Plenty of history was told before the club’s formation. UD Las Palmas as we know it is constructed of five local clubs which merged together for a greater benefit of football on the island in the wake of the Spanish Civil War. Gran Canaria’s distance from mainland Spain posed a challenge to the local clubs in terms of logistics and travel, and those behind the merger saw the best chance of the island keeping players that had been developed locally being in combination of island resource.
It wasn’t necessarily a popular decision, with two of the biggest local clubs, Marino Futbol Club and Real Club Victoria, each having their own distinct identity. In Victoria’s case, they have a long-standing history with Premier League club Newcastle United, even playing in their famed black and white stripes – the city where its founder Pepe Gonçalvez lived for a time – and were named after Queen Victoria.
Gran Canaria remains proud of its British roots and Victoria, while lacking a professional team as agreed since the merger, still remain active today in terms of youth teams and other sports clubs. Ten of Victoria’s players went on to form the first iteration of Las Palmas‘ team, and Luis Valle of Victoria became the club’s first manager.
Immediate success soon followed and a significant chunk of the club’s history since has been spent in the Spanish top flight.
Their focus on developing players has always remained, with Manchester City great David Silva perhaps the most famous name in footballing terms to come out of Gran Canaria. He joined Valencia’s youth system early in his career but was born on the island and learned the ropes with a local club. His picture can be found in club facilities and locals remain proud of his achievements, though Silva is perhaps an example of an escaped talent that the modern club try to avoid further instances of.
Barcelona’s Pedri, one of the most well-known young products in world football today, spent time of his own learning the ropes with Las Palmas, although he himself was plucked from neighbouring Tenerife in his teens. He broke into the first team soon after under former manager Pepe Mel before Barcelona acted. The rest is history, and there’s plenty more to be written in Pedri’s case.
Talented attacker Alberto Moleiro is perhaps next in line for greatness from the Las Palmas youth ranks, but the modern club is more than willing to embrace talent from other parts of the world and other academies should their profile fit what they’re trying to achieve.
Mika Marmol, formerly of Barcelona, is carving a reputation for himself, while Mexican international Julian Araujo is getting his first real crack at top flight European football in a season-long loan spell from the Catalan giants. Araujo exclusively told 90min he was „cherishing the moment“ to play for them and admits he’s found himself at „a club that has a lot of ambition and an island that loves football“.
An adventurous style of play that suits his qualities was part of the appeal behind Araujo choosing this move, while Manchester City believe enough that Argentinian prospect Maximo Perrone will develop and come back stronger by being a part of a team that is rooted in its ideals, dating back decades.

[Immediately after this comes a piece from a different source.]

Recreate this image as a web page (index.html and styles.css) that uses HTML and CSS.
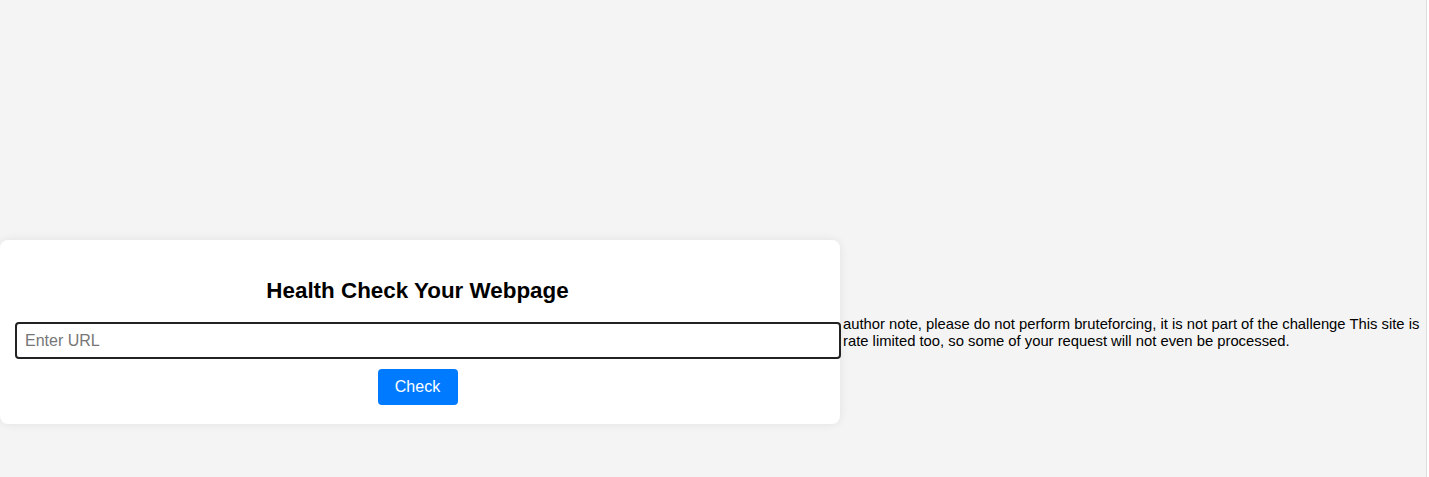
FILE: index.html
```html
<!DOCTYPE html>
<html lang="en">
<head>
<meta charset="utf-8">
<title>Health Check</title>
<link rel="stylesheet" href="styles.css">
</head>
<body>
<div class="page">
  <div class="card">
    <h2 class="title">Health Check Your Webpage</h2>
    <input class="url" type="text" placeholder="Enter URL" autofocus>
    <button class="btn" type="button">Check</button>
  </div>
  <p class="note">author note, please do not perform bruteforcing, it is not part of the challenge This site is rate limited too, so some of your request will not even be processed.</p>
</div>
</body>
</html>
```
FILE: styles.css
```css
html, body {
  margin: 0;
  padding: 0;
  background: #fff;
  font-family: "Liberation Sans", Arial, sans-serif;
}
.page {
  width: 1427px;
  height: 477px;
  box-sizing: border-box;
  background: #f4f4f4;
  border-right: 1px solid #dedede;
  display: flex;
  align-items: center;
  padding-top: 187px;
}
.card {
  width: 840px;
  box-sizing: border-box;
  background: #fff;
  border-radius: 8px;
  box-shadow: 0 0 10px rgba(0,0,0,0.08);
  padding: 38px 20px 19px 15px;
  display: flex;
  flex-direction: column;
  align-items: center;
  flex-shrink: 0;
}
.title {
  margin: 0 0 18px;
  font-size: 22.4px;
  font-weight: bold;
  color: #000;
  line-height: 1.15;
}
.url {
  width: 826px;
  height: 37px;
  box-sizing: border-box;
  margin: 0 -21px 0 0;
  align-self: flex-start;
  border: 2px solid #222;
  border-radius: 4px;
  padding: 2px 8px 0;
  font-size: 16px;
  font-family: "Liberation Sans", Arial, sans-serif;
  color: #000;
  background: #fff;
  outline: none;
  caret-color: #333;
}
.url::placeholder { color: #767676; }
.btn {
  margin-top: 10px;
  width: 80px;
  height: 36px;
  border: none;
  border-radius: 4px;
  background: #007bff;
  color: #fff;
  font-size: 16px;
  font-family: "Liberation Sans", Arial, sans-serif;
}
.note {
  margin: 0;
  width: 586px;
  flex-shrink: 0;
  padding: 2px 0 0 3px;
  box-sizing: border-box;
  font-size: 14.8px;
  line-height: 17px;
  color: #000;
}
```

Lots of players come back too, as Kirian explained: „A lot of players that leave end up returning because people that grew up here want to raise their families here.“ Club captain Jonathan Viera, in his fifth spell, can attest.
Las Palmas want to tell the world about their appeal, and not only the isle of Gran Canaria, the Canary Islands and the Spanish mainland. They’ve earned supporters through their adventurous style of football so far this season and intend on sticking to their guns, in hope of not only entertainment, but to build a foundation to expand from.

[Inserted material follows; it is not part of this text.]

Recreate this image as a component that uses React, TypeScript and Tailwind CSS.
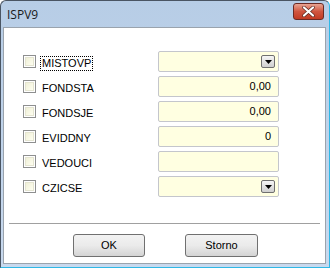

British locals may tend to view Gran Canaria as a shortlisted holiday destination but there’s far more to the island than that – far more to see, plenty to learn and a strong method of entertainment in the form of the island’s number one sport, powered by its youth products and local fans. Those in search of a fun second team to follow should pay attention.
The club have formed a partnership with Norwich City – nicknamed the Canaries (see what you did there) and recently held a watch party in Norwich for Las Palmas‘ victory over Atletico. But while growing the international profile is on the agenda nothing will ever mask how proud and attached to its history Las Palmas, and Gran Canaria as an island, is to its locals.
It’s the type of place you’d go to and never want to leave. Many choose to stay. And what you’ll find is a tightly-knit community proud of its achievements and where its going. Paquito Ortiz, midfield great, club legend and for a short while the club’s caretaker manager, sums up the community feel better than anyone.
The humble Paquito, acting as tour guide for our stay on the island, finds his picture hung up in the club’s incredible in-stadium museum, and can barely find time to walk the streets without an adoring local spotting him and having a chat.
Paquito is one part of many that tells the story of Las Palmas‘ history, and an emblem – along with Kirian and the other academy products donning the club’s yellow and blue colours today – of everything this football club are doing right.
They welcome Barcelona to Gran Canaria in their first league match of 2024 and on that night have their chance to show themselves on the world stage. You wouldn’t bet against them showing their best selves.